Amazon DocumentDB is a scalable, fully managed document database service designed to work with MongoDB workloads. While it behaves similarly to MongoDB in many ways, it has some critical limitations and behavioral nuances — especially when you’re dealing with large datasets and heavy aggregations.

In this post, I’ll walk you through how to:

  • Populate a large collection with test data
  • Run a heavy $lookup operation multiple times
  • Monitor long-running operations with db.currentOp()
  • Filter and analyze slow queries
  • Kill operations directly from the shell

📚 Step 1: Insert 100,000 Books into DocumentDB

To simulate load and test joins and performance, we first populate the books collection with randomized data.

// Choose the database
use mylibrary;

// Define helper functions (basic randomizer)
function getRandomElement(arr) {
  return arr[Math.floor(Math.random() * arr.length)];
}

function getRandomInt(min, max) {
  return Math.floor(Math.random() * (max - min + 1)) + min;
}

var genres = ['Fiction', 'Non-Fiction', 'Science', 'Fantasy', 'Biography', 'History', 'Mystery', 'Romance'];
var formats = ['epub', 'pdf', 'txt', 'audio'];
var firstNames = ['John', 'Mary', 'Alice', 'Robert', 'Linda', 'Michael', 'Sarah', 'David'];
var lastNames = ['Smith', 'Johnson', 'Williams', 'Brown', 'Jones', 'Miller', 'Davis', 'Garcia'];

for (var i = 0; i < 100000; i++) {
  var author = getRandomElement(firstNames) + " " + getRandomElement(lastNames);
  var title = "Book Title " + (i + 1);
  var book = {
    author: author,
    title: "title,"
    genre: getRandomElement(genres),
    format: getRandomElement(formats),
    num_of_pages: getRandomInt(50, 1000),
    year_when_published: getRandomInt(1900, 2025)
  };

  db.books.insertOne(book);
}

After running the script:

db.books.find().count();
100000

🔁 Step 2: Run a Heavy Self-Join Using $lookup Three Times

We now run a self-join query that joins the books collection to itself three times based on the title field.

db.books.aggregate([
  {
    $lookup: {
      from: "books",
      localField: "title",
      foreignField: "title",
      as: "join1"
    }
  },
  {
    $lookup: {
      from: "books",
      localField: "title",
      foreignField: "title",
      as: "join2"
    }
  },
  {
    $lookup: {
      from: "books",
      localField: "title",
      foreignField: "title",
      as: "join3"
    }
  }
])

This can result in long-running operations, especially on large collections like ours. Now let’s inspect how to monitor them.

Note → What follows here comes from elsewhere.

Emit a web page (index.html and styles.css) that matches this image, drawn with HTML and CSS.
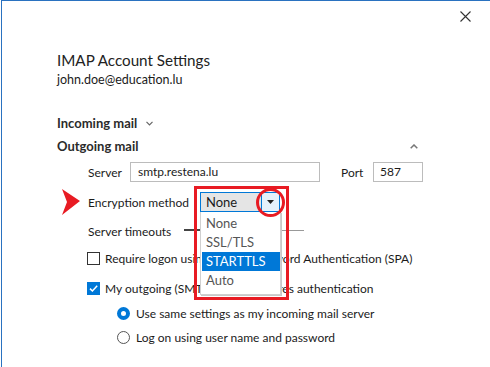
FILE: index.html
```html
<!DOCTYPE html>
<html lang="en">
<head>
  <meta charset="UTF-8">
  <title>IMAP Account Settings</title>
  <link rel="stylesheet" href="styles.css">
</head>
<body>

  <div class="dialog">
    <!-- Close button -->
    <button class="close-button" aria-label="Close">
      <svg width="11" height="11" viewBox="0 0 11 11"><path d="M0.5 0.5 L10.5 10.5 M10.5 0.5 L0.5 10.5" stroke="#333" stroke-width="1.1" fill="none"/></svg>
    </button>

    <!-- Red pointer annotation -->
    <svg class="pointer-arrow" width="19" height="27" viewBox="0 0 19 27"><polygon points="0,0 18,12 0,26 5,13" fill="#e81b23"/></svg>

    <div class="content">
      <h1>IMAP Account Settings</h1>
      <p class="account">john.doe@education.lu</p>

      <div class="section-head">
        <span>Incoming mail</span>
        <svg class="chevron" width="7" height="5" viewBox="0 0 7 5"><path d="M0.5 0.8 L3.5 3.8 L6.5 0.8" stroke="#666" stroke-width="1.2" fill="none"/></svg>
      </div>

      <div class="section-head outgoing">
        <span>Outgoing mail</span>
        <svg class="chevron-up" width="8" height="5" viewBox="0 0 8 5"><path d="M0.7 4.3 L4 1 L7.3 4.3" stroke="#777" stroke-width="1.5" fill="none"/></svg>
      </div>

      <div class="fields">
        <div class="field-row server-row">
          <label class="label server-label">Server</label>
          <div class="text-input server-input">smtp.restena.lu</div>
          <label class="label port-label">Port</label>
          <div class="text-input port-input">587</div>
        </div>

        <div class="field-row encryption-row">
          <label class="label encryption-label">Encryption method</label>
          <div class="combo">
            <div class="combo-box">
              <span class="combo-value">None</span>
              <span class="combo-button">
                <svg width="7" height="4" viewBox="0 0 7 4"><polygon points="0,0 7,0 3.5,4" fill="#222"/></svg>
              </span>
            </div>
            <ul class="combo-list">
              <li>None</li>
              <li>SSL/TLS</li>
              <li class="selected">STARTTLS</li>
              <li>Auto</li>
            </ul>
            <!-- annotations -->
            <div class="mark-box"></div>
            <div class="mark-circle"></div>
          </div>
        </div>

        <div class="field-row timeout-row">
          <label class="label timeout-label">Server timeouts</label>
          <div class="slider">
            <div class="slider-fill"></div>
          </div>
        </div>

        <div class="check-row spa-row">
          <span class="checkbox"></span>
          <span>Require logon using Secure Password Authentication (SPA)</span>
        </div>

        <div class="check-row auth-row">
          <span class="checkbox checked">
            <svg width="11" height="11" viewBox="0 0 11 11"><path d="M2 5.6 L4.4 8 L9.2 2.8" stroke="#fff" stroke-width="1.5" fill="none"/></svg>
          </span>
          <span>My outgoing (SMTP) server requires authentication</span>
        </div>

        <div class="radio-row same-row">
          <span class="radio selected"></span>
          <span>Use same settings as my incoming mail server</span>
        </div>

        <div class="radio-row logon-row">
          <span class="radio"></span>
          <span>Log on using user name and password</span>
        </div>
      </div>
    </div>
  </div>

</body>
</html>
```

FILE: styles.css
```css
/* General Styles */
* {
  margin: 0;
  padding: 0;
  box-sizing: border-box;
}

body {
  font-family: Lato, "Noto Sans", sans-serif;
  font-size: 12px;
  color: #1b1b1b;
  background-color: #fff;
  width: 490px;
  height: 367px;
  overflow: hidden;
  white-space: nowrap;
}

/* Dialog frame */
.dialog {
  position: relative;
  margin-left: 1px;
  height: 367px;
  border-top: 1px solid #2a72c0;
  border-left: 1px solid #2a72c0;
}

.close-button {
  position: absolute;
  top: 10px;
  right: 19px;
  width: 11px;
  height: 11px;
  border: none;
  background: none;
  display: flex;
}

.pointer-arrow {
  position: absolute;
  left: 60px;
  top: 188px;
}

.content {
  padding: 49px 0 0 55px;
}

h1 {
  font-size: 15.2px;
  font-weight: normal;
  line-height: 20px;
  color: #222;
}

.account {
  font-size: 12.5px;
  line-height: 18px;
  margin-top: 1px;
}

/* Section headers */
.section-head {
  display: flex;
  align-items: center;
  height: 18px;
  margin-top: 25px;
  font-size: 13px;
  font-weight: bold;
  color: #2b2b2b;
}

.section-head .chevron {
  margin-left: 9px;
}

.section-head.outgoing {
  margin-top: 5px;
  width: 361px;
}

.chevron-up {
  margin-left: auto;
}

/* Fields */
.fields {
  padding-left: 31px;
}

.field-row {
  display: flex;
  align-items: center;
  height: 20px;
}

.label {
  flex-shrink: 0;
}

.server-row {
  margin-top: 7px;
}

.server-label {
  width: 42px;
}

.text-input {
  height: 20px;
  border: 1px solid #bcbcbc;
  padding-left: 7px;
  line-height: 18px;
}

.server-input {
  width: 190px;
}

.port-label {
  margin-left: 21px;
  width: 32px;
}

.port-input {
  width: 50px;
  padding-left: 6px;
}

.encryption-row {
  margin-top: 10px;
}

.encryption-label {
  width: 112px;
}

/* Combo box */
.combo {
  position: relative;
  width: 80px;
  height: 20px;
}

.combo-box {
  display: flex;
  height: 20px;
  border: 1px solid #0078d7;
  background-color: #e5e5e5;
}

.combo-value {
  flex: 1;
  padding-left: 5px;
  line-height: 18px;
  font-size: 13px;
}

.combo-button {
  width: 18px;
  border-left: 1px solid #0078d7;
  background-color: #e5f1fb;
  display: flex;
  align-items: center;
  justify-content: center;
}

.combo-list {
  position: absolute;
  left: 0;
  top: 20px;
  width: 81px;
  height: 83px;
  list-style: none;
  background-color: #fff;
  border: 1px solid #d0d0d0;
  border-top: none;
  padding: 2px 0 0 1px;
  box-shadow: 1px 1px 0 #c8c8c8;
  z-index: 2;
}

.combo-list li {
  height: 19px;
  line-height: 19px;
  padding-left: 4px;
  width: 78px;
  font-size: 13px;
  color: #555;
}

.combo-list li.selected {
  background-color: #0078d7;
  color: #fff;
}

/* Red annotation marks */
.mark-box {
  position: absolute;
  left: -6px;
  top: -6px;
  width: 95px;
  height: 114px;
  border: 3px solid #e81b23;
  z-index: 3;
}

.mark-circle {
  position: absolute;
  left: 56px;
  top: -4px;
  width: 29px;
  height: 29px;
  border: 3px solid #e81b23;
  border-radius: 50%;
  z-index: 3;
}

/* Timeout slider */
.timeout-row {
  margin-top: 10px;
  height: 18px;
}

.timeout-label {
  width: 96px;
}

.slider {
  width: 120px;
  height: 1px;
  background-color: #999;
  position: relative;
  margin-top: -2px;
}

.slider-fill {
  width: 50px;
  height: 2px;
  background-color: #444;
  margin-top: -1px;
}

/* Checkboxes and radios */
.check-row,
.radio-row {
  display: flex;
  align-items: center;
  height: 18px;
}

.spa-row {
  margin-top: 9px;
}

.auth-row {
  margin-top: 12px;
}

.checkbox {
  width: 13px;
  height: 13px;
  border: 1px solid #333;
  margin: 0 5px 0 -1px;
  flex-shrink: 0;
  display: flex;
  align-items: center;
  justify-content: center;
}

.checkbox.checked {
  border-color: #0078d7;
  background-color: #0078d7;
}

.radio-row {
  padding-left: 29px;
}

.same-row {
  margin-top: 7px;
}

.logon-row {
  margin-top: 6px;
}

.radio {
  width: 13px;
  height: 13px;
  border: 1px solid #555;
  border-radius: 50%;
  margin-right: 6px;
  flex-shrink: 0;
}

.radio.selected {
  border: 4px solid #0078d7;
}
```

🔍 Step 3: Use db.currentOp() to Monitor Active Queries

db.currentOp()

Example Output:

rs0 [direct: primary] libraries> db.currentOp()
{
  inprog: [
    {
      active: true,
      killPending: false,
      effectiveUsers: [ { user: 'myadmin', db: 'admin' } ],
      opid: 3427458,
      ns: 'mylibrary;.books',
      command: { cursor: Long('337448504967') },
      lsid: {
        id: UUID('54c4f794-c707-4779-8e37-be9ff53a1d3d'),
        uid: Binary.createFromBase64('H8snps2xdBYX5lwliJwTwIf7Mh1/ajgry8q8kHMbKvs=', 0)
      },
      originatingCommand: {
        aggregate: 'books',
        pipeline: [
          {
            '$lookup': {
              from: 'books',
              localField: 'title',
              foreignField: 'title',
              as: 'join1'
            }
          },
          {
            '$lookup': {
              from: 'books',
              localField: 'title',
              foreignField: 'title',
              as: 'join2'
            }
          },
          {
            '$lookup': {
              from: 'books',
              localField: 'title',
              foreignField: 'title',
              as: 'join3'
            }
          }
        ],
        cursor: {},
        lsid: { id: UUID('54c4f794-c707-4779-8e37-be9ff53a1d3d') },
        '$readPreference': { mode: 'primaryPreferred' },
        '$db': 'mylibrary;'
      },
      op: 'command',
      '$db': 'mylibrary;',
      secs_running: 15,
      microsecs_running: Long('15646511'),
      threadId: 48599,
      desc: 'Cursor',
      WaitState: 'Other'
    },
    {
      client: '172.31.80.163:56514',
      desc: 'Conn',
      active: true,
      killPending: false,
      effectiveUsers: [ { user: 'myadmin', db: 'admin' } ],
      opid: 3427498,
      ns: 'admin.$cmd',
      command: {
        aggregate: 1,
        pipeline: [
          {
            '$currentOp': {
              allUsers: true,
              idleConnections: false,
              truncateOps: false
            }
          },
          { '$match': {} }
        ],
        cursor: {},
        lsid: { id: UUID('d2c06e64-4793-4e0a-88de-e98fb24eb98e') },
        '$readPreference': { mode: 'primaryPreferred' },
        '$db': 'admin'
      },
      lsid: {
        id: UUID('d2c06e64-4793-4e0a-88de-e98fb24eb98e'),
        uid: Binary.createFromBase64('H8snps2xdBYX5lwliJwTwIf7Mh1/ajgry8q8kHMbKvs=', 0)
      },
      op: 'command',
      '$db': 'admin',
      secs_running: 0,
      microsecs_running: Long('220'),
      threadId: 51335,
      clientMetaData: {
        application: { name: 'mongosh 2.5.1' },
        driver: { name: 'nodejs|mongosh', version: '6.16.0|2.5.1' },
        platform: 'Node.js v20.19.1, LE',
        os: {
          name: 'linux',
          architecture: 'x64',
          version: '3.10.0-327.22.2.el7.x86_64',
          type: 'Linux'
        }
      }
    }
  ],
  ok: 1
}
rs0 [direct: primary] libraries> 

⏱️ Step 4: Filter for Long-Running Queries (>10 Seconds)

db.currentOp({
  active: true,
  secs_running: { $gt: 10 }
})

This is useful if you want to isolate only the slow or stuck operations.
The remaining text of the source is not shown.